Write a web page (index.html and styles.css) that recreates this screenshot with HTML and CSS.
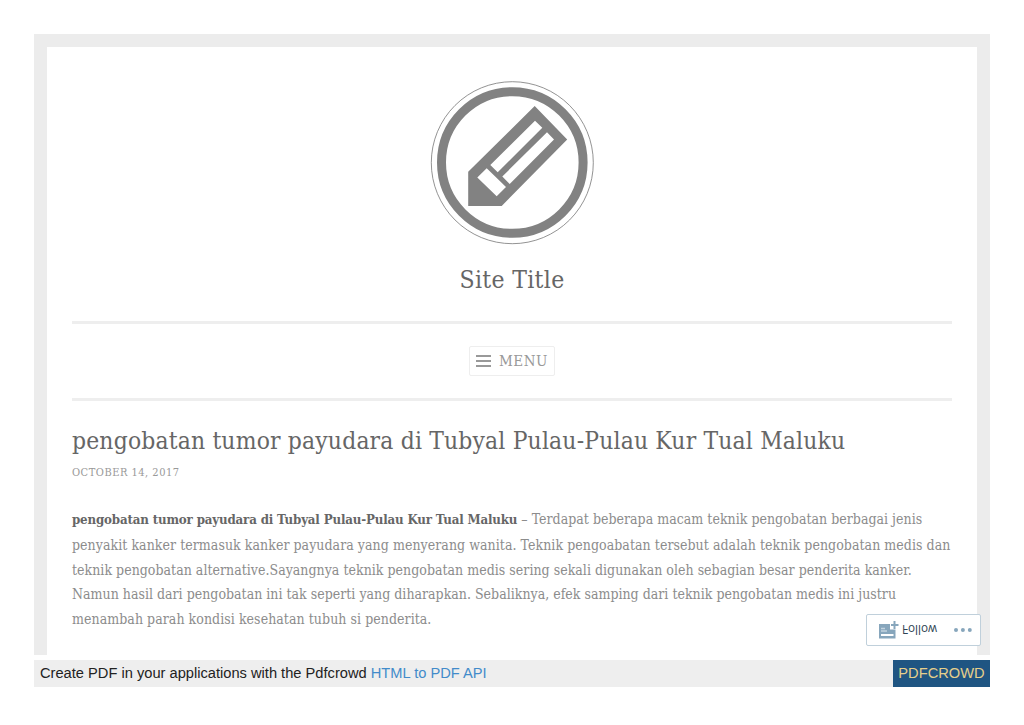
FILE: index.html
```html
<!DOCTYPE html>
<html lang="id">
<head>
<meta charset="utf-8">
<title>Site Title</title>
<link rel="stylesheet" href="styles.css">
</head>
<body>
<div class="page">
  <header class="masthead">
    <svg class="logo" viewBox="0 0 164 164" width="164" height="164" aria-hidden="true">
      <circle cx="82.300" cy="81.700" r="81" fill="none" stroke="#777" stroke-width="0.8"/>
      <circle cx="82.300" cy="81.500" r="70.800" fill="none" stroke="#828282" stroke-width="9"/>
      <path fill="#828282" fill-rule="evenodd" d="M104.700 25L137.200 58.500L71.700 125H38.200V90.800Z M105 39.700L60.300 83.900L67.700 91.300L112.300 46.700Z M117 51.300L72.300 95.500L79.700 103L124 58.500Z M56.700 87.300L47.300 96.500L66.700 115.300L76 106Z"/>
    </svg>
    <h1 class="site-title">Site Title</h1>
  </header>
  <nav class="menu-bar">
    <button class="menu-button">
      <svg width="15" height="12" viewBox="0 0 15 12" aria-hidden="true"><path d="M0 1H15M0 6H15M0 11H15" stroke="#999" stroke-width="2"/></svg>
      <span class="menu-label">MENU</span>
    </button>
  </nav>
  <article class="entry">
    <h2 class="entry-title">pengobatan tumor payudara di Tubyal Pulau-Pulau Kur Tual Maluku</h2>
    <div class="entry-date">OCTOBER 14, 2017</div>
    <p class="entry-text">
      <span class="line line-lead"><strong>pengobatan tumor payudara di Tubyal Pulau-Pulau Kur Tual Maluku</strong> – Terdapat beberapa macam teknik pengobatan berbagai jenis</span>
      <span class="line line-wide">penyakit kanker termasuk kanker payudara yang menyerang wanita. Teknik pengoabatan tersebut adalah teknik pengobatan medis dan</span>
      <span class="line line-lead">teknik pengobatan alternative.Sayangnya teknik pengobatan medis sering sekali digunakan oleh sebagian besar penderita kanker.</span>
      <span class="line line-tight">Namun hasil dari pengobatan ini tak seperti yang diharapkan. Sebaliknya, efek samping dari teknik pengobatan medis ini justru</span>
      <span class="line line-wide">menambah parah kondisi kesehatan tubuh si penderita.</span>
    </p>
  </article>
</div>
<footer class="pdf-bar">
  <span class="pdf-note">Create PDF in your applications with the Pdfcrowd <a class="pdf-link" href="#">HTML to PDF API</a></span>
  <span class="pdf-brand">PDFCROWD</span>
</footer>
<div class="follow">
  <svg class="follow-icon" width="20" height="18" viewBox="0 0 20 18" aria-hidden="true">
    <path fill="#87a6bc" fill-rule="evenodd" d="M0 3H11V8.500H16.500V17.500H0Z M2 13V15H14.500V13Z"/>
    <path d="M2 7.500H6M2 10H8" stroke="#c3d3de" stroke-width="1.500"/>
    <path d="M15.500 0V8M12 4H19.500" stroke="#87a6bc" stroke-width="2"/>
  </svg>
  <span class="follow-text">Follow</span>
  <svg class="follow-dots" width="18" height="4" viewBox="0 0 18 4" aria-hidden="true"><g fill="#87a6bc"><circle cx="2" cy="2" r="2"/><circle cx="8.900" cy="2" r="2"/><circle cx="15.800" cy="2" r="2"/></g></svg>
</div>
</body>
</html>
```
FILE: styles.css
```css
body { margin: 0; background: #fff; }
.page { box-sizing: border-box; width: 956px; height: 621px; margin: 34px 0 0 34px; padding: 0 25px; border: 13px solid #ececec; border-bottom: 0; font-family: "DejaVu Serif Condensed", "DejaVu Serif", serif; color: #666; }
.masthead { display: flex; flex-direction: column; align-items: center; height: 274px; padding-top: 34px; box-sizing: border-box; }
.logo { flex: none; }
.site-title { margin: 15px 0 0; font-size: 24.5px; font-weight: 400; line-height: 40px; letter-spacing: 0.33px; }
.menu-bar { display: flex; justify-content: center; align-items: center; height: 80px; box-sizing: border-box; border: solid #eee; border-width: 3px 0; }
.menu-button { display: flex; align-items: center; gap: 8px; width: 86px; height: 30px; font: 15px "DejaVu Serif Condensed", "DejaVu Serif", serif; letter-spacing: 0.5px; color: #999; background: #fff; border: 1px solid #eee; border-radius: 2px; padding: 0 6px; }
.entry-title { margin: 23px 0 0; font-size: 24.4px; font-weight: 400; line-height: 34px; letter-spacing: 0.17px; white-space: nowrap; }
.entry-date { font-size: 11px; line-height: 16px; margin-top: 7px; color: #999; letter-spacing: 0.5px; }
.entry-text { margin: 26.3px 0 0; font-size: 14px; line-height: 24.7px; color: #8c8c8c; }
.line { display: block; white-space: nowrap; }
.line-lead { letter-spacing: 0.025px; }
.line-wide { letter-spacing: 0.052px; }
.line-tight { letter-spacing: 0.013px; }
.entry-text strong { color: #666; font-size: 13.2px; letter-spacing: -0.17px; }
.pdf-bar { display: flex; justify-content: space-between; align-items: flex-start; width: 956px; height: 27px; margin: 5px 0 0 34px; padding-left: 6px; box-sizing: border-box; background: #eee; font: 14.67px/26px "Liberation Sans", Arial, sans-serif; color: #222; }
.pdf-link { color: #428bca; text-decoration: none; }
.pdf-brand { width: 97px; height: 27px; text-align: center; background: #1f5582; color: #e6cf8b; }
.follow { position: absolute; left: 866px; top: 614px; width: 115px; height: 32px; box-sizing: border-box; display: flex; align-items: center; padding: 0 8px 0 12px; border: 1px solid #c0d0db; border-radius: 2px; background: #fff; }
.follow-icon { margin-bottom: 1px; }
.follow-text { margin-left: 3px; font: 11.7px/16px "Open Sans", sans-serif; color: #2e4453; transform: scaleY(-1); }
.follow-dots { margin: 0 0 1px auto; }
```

◆ Brief ◆
Take every line that includes the string "with" and copy it.

◆ Output of the exercise ◆
Write a web page (index.html and styles.css) that recreates this screenshot with HTML and CSS.
  <span class="pdf-note">Create PDF in your applications with the Pdfcrowd <a class="pdf-link" href="#">HTML to PDF API</a></span>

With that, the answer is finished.